Set exercise: Find the string "size" and gather every line that holds it.

Stored data:
-- begin --

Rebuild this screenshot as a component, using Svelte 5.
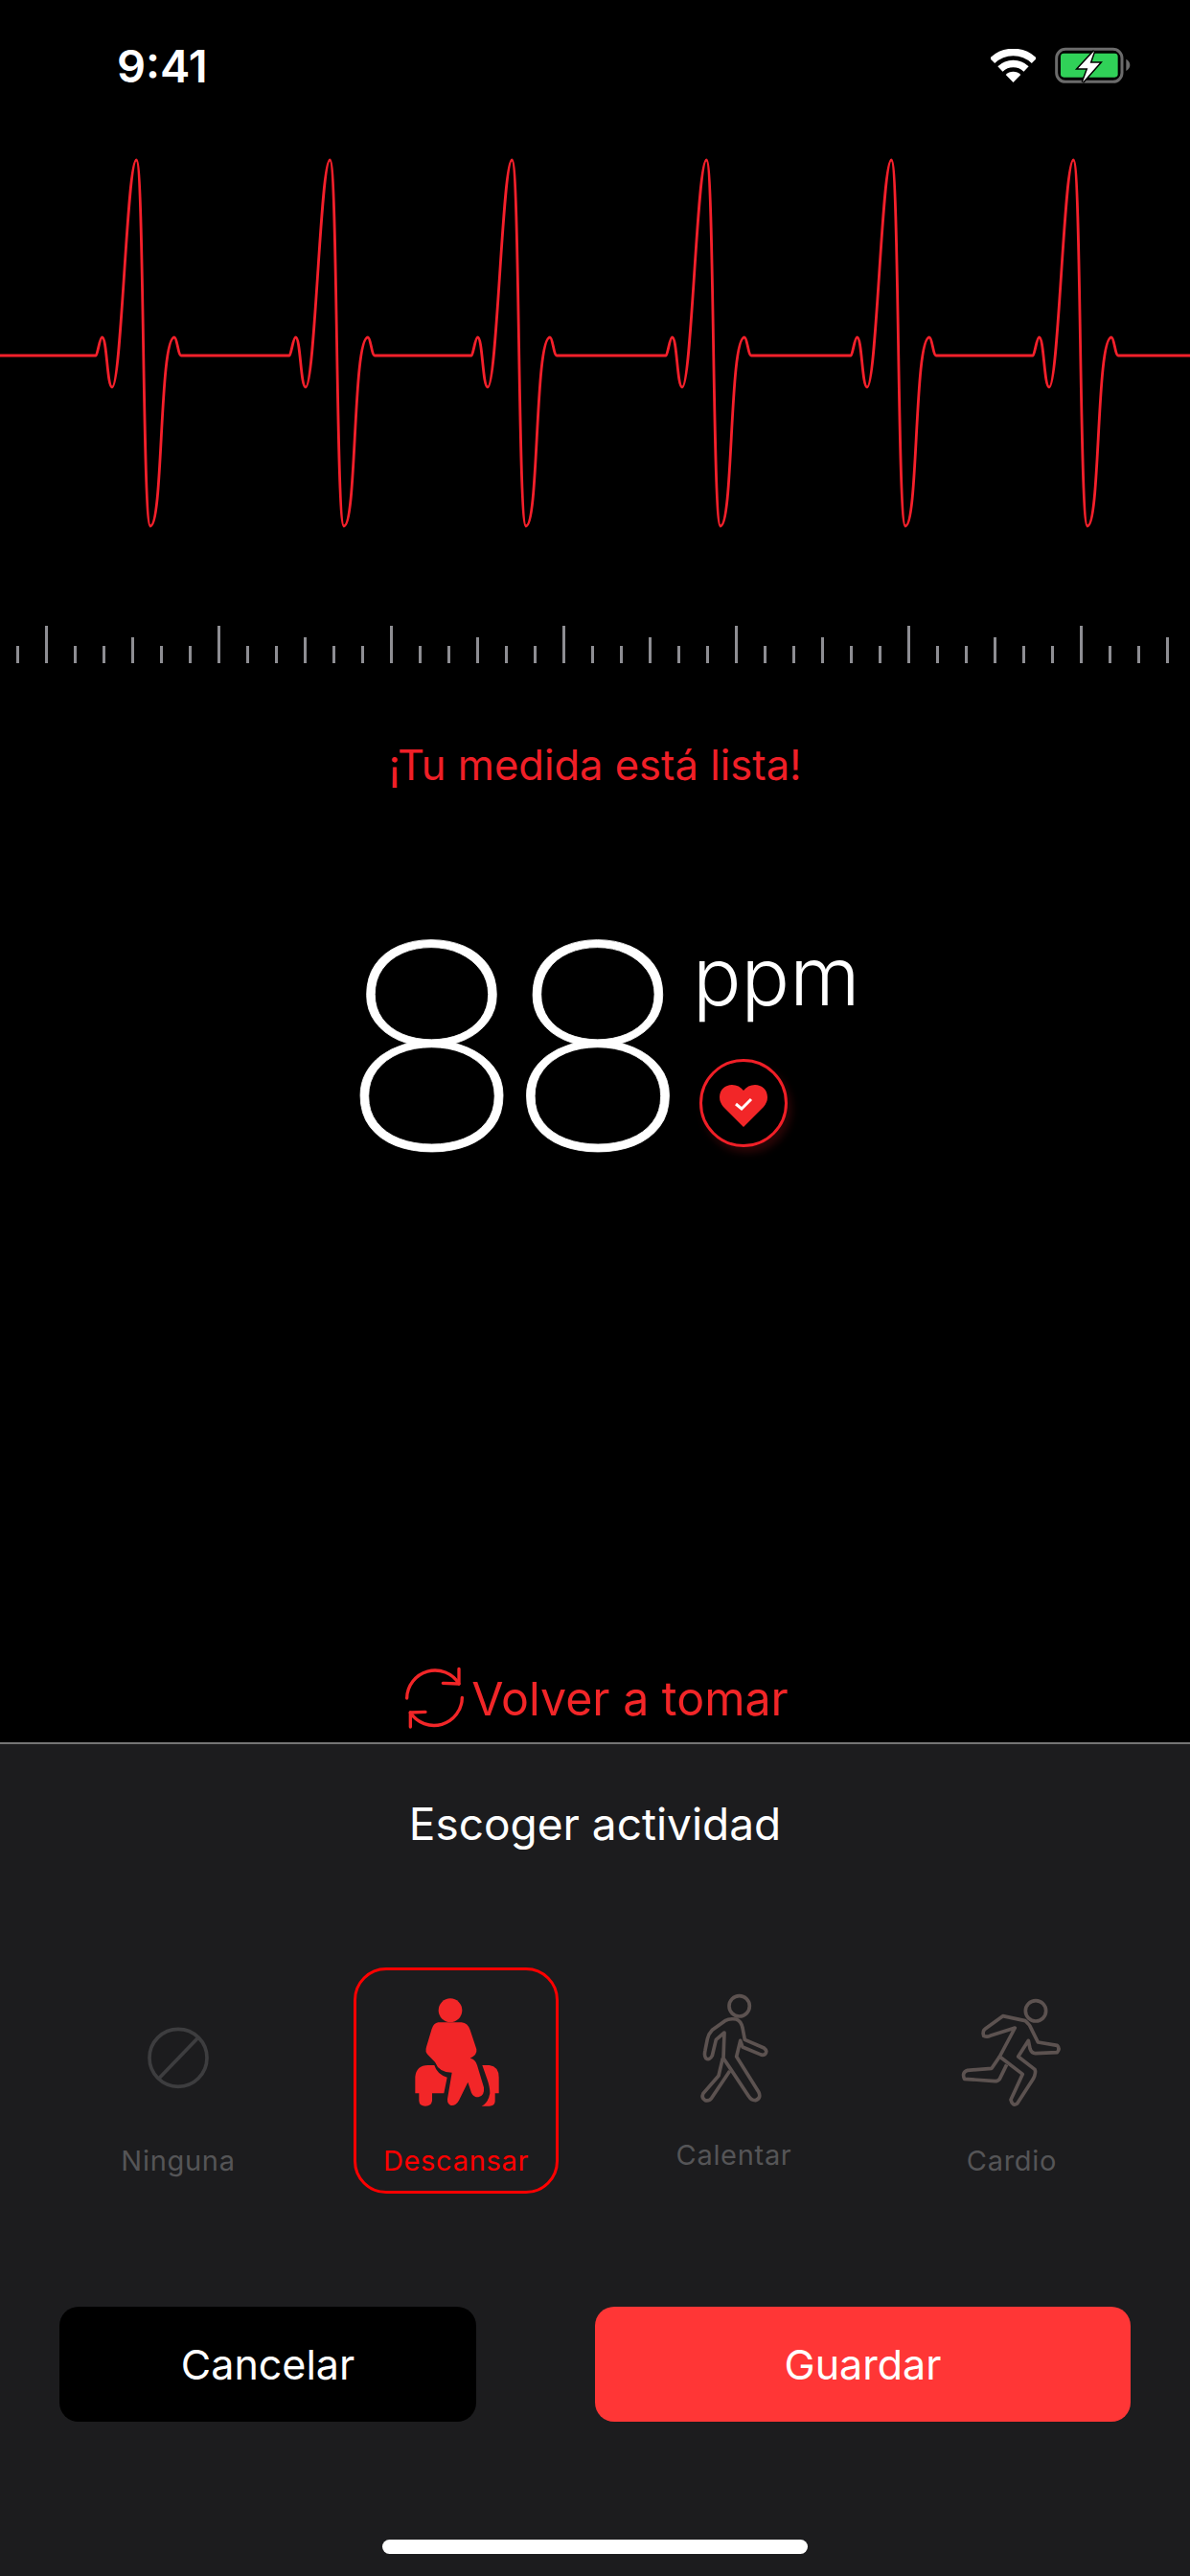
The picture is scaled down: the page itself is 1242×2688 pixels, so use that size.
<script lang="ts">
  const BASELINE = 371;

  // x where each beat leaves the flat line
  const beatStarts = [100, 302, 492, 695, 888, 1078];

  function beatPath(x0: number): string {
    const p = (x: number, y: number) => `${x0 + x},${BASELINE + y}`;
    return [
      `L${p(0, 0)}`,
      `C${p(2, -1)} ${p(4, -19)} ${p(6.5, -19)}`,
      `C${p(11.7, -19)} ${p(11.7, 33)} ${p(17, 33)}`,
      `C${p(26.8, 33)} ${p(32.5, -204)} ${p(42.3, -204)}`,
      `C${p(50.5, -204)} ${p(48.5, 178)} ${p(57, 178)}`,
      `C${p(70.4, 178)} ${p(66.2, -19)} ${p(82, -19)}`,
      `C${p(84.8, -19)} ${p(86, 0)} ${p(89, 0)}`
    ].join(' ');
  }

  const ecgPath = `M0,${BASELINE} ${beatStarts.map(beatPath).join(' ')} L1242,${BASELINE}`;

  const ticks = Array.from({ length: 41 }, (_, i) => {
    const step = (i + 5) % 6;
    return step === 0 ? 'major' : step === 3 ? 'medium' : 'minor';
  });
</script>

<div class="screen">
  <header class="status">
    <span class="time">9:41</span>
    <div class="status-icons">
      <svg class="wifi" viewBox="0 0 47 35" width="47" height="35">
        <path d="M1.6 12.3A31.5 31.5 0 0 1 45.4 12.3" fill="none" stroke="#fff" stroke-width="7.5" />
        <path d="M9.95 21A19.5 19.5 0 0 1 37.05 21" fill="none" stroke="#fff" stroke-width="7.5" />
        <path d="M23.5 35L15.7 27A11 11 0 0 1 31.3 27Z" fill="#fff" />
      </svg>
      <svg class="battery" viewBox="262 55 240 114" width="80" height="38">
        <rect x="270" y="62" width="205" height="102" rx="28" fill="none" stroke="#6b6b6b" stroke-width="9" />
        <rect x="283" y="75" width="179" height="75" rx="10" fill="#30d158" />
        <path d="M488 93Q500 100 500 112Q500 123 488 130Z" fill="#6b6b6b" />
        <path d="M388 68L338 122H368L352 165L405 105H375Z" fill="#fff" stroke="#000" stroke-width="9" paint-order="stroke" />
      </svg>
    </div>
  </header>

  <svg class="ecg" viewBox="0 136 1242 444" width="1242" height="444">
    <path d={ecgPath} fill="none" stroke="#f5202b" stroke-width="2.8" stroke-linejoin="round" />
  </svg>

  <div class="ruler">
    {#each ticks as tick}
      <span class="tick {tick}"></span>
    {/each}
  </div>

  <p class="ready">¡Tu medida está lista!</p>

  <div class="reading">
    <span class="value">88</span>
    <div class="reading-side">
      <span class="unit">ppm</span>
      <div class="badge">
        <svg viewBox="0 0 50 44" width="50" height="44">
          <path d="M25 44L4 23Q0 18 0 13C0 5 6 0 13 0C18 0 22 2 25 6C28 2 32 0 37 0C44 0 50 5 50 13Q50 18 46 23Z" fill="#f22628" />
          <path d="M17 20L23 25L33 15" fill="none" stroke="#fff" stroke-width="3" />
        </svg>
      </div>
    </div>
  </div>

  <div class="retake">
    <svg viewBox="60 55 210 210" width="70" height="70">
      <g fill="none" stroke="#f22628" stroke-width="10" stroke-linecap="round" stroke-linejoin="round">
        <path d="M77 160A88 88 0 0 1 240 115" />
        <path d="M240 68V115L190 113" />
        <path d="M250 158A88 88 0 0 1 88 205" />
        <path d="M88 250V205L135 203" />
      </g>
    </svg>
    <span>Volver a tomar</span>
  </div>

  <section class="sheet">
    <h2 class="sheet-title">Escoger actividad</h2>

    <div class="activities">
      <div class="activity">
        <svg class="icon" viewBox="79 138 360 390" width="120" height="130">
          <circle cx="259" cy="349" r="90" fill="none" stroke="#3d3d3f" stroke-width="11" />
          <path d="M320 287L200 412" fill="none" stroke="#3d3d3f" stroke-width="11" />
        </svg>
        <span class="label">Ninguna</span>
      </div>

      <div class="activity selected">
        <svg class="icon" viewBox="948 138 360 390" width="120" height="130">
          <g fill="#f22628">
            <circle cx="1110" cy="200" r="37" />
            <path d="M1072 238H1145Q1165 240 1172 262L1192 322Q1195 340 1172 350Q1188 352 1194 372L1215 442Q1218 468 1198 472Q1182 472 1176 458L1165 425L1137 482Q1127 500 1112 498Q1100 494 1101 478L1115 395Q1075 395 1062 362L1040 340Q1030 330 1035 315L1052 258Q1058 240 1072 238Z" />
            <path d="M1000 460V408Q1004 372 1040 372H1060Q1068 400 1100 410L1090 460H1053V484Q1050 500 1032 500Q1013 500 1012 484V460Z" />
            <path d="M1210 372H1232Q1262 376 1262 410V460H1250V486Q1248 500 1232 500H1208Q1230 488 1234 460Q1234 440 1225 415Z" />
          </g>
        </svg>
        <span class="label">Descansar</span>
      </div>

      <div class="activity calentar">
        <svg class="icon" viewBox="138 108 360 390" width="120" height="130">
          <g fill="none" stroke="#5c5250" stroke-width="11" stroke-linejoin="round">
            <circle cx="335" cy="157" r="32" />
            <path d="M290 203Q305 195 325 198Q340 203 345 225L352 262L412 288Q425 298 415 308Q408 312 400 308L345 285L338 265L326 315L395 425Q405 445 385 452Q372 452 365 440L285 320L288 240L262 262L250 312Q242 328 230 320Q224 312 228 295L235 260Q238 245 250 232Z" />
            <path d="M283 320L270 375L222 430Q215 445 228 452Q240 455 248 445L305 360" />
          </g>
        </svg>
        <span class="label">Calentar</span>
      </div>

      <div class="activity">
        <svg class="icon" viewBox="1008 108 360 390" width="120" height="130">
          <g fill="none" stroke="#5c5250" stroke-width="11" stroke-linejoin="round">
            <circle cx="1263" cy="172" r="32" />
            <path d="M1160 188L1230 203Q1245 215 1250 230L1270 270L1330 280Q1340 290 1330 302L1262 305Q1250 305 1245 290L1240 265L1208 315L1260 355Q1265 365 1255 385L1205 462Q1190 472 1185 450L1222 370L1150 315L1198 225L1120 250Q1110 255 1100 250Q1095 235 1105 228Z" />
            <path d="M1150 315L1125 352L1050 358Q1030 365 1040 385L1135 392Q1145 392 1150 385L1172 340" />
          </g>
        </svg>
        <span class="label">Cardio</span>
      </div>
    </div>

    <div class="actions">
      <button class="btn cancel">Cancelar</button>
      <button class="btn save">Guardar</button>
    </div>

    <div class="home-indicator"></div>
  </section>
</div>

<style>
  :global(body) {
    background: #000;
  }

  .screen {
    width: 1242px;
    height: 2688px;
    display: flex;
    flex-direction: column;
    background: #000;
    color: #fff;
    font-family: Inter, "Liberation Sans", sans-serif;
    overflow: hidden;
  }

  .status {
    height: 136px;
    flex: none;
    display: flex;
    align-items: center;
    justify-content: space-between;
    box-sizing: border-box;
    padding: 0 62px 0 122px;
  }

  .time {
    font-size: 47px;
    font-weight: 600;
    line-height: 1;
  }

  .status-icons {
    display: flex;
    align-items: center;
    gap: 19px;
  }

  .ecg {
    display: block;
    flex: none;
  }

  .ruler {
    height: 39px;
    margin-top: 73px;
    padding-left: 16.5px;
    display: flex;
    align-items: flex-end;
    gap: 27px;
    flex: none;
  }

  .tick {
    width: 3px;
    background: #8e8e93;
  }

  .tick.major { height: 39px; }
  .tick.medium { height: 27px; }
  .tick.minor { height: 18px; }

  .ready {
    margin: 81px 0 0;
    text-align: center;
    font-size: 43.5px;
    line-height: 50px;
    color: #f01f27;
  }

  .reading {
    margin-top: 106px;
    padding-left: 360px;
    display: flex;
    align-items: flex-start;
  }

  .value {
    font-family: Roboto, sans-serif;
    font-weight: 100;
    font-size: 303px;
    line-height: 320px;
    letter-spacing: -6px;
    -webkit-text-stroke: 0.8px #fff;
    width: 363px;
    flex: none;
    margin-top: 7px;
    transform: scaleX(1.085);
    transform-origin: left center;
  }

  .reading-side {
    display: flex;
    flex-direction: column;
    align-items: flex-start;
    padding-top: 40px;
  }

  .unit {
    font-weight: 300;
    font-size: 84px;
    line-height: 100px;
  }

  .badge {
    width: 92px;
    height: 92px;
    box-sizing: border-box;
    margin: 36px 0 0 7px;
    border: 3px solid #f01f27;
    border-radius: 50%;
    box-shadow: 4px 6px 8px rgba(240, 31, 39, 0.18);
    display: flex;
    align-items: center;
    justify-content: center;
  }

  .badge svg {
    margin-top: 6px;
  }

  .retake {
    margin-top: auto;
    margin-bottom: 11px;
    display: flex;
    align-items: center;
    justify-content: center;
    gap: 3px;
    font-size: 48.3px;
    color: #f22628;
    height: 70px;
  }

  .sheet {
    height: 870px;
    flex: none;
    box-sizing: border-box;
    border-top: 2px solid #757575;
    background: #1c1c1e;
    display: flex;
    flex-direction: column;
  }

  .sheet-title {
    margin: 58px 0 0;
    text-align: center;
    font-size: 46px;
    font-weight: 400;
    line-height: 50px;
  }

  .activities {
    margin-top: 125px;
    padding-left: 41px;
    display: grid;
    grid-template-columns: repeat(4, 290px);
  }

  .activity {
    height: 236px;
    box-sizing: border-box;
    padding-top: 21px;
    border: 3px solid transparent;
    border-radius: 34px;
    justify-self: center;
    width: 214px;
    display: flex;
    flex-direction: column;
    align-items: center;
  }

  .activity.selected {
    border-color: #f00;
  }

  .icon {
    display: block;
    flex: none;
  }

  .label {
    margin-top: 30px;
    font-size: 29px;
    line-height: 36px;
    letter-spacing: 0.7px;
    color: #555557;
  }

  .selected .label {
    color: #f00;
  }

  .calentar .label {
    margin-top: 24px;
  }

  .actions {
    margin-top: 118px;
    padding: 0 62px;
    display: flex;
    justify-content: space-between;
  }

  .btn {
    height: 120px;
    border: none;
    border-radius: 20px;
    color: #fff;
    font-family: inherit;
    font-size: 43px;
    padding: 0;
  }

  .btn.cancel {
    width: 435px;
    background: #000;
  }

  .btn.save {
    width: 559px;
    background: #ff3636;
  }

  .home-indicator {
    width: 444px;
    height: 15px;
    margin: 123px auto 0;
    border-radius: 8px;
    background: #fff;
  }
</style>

-- end --

Exercise response:
The picture is scaled down: the page itself is 1242×2688 pixels, so use that size.
    font-size: 47px;
    font-size: 43.5px;
    font-size: 303px;
    font-size: 84px;
    font-size: 48.3px;
    font-size: 46px;
    font-size: 29px;
    font-size: 43px;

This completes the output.